On Sunday I was sitting in Relief Society (which I have not been to in FOREVER since I have been in Primary for years). The lesson was about keeping the Sabbath Day Holy, the teacher had given us a piece of paper that we could jot down any thoughts or impressions we had during the lesson. We were discussing how hard it is to come to church with young children and how many times you are in the hall with them, etc... Some of the young(er) moms were mentioning how with a baby or toddler there are times that you begin to wonder, "why am I doing this". Since it has been quite awhile since we have had a baby, church has definitely gotten easier in the since that all of our kids are in Primary now (J. my 3 year old just started Sunbeams). But there are still so many Sundays that my kids are being naughty and I think to myself that it is too hard. As I was listening to the other comments in the class I was completely cover come with the spirit and I had suddenly remembered an event that had happened earlier in the week...

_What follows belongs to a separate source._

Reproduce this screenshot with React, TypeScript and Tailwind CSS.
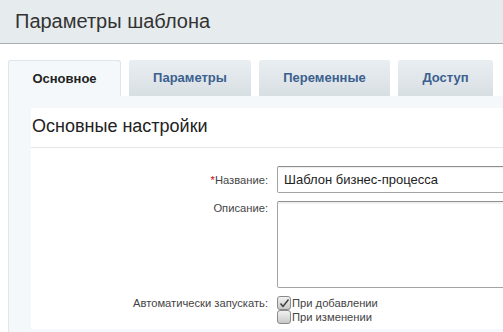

I was in the car going somewhere with the kids and from the seat behind me I could hear my little man singing a primary song. At first I couldn't quite figure out what he was singing but as I payed closer attention I realized he was singing "I Know That My Savior Loves Me". My girls LOVE this song and sing it all the time so I have no doubt that he's learned it from them. As he was singing in his darling little voice the only 2 lines he could really remember were, "I know he lives" and "I know my Savior loves me". Thinking back on this moment was a great testimony builder to me of how important it is to teach our children the gospel and to teach them about the Savior. I am so grateful to my parents for taking me to church each week, even when I am sure at times with 5 young kids it wasn't easy, but it was definitely worth it! I know that if I will have the faith to teach my children and take them to church each week even when it seems really hard to do so that our family will be blessed!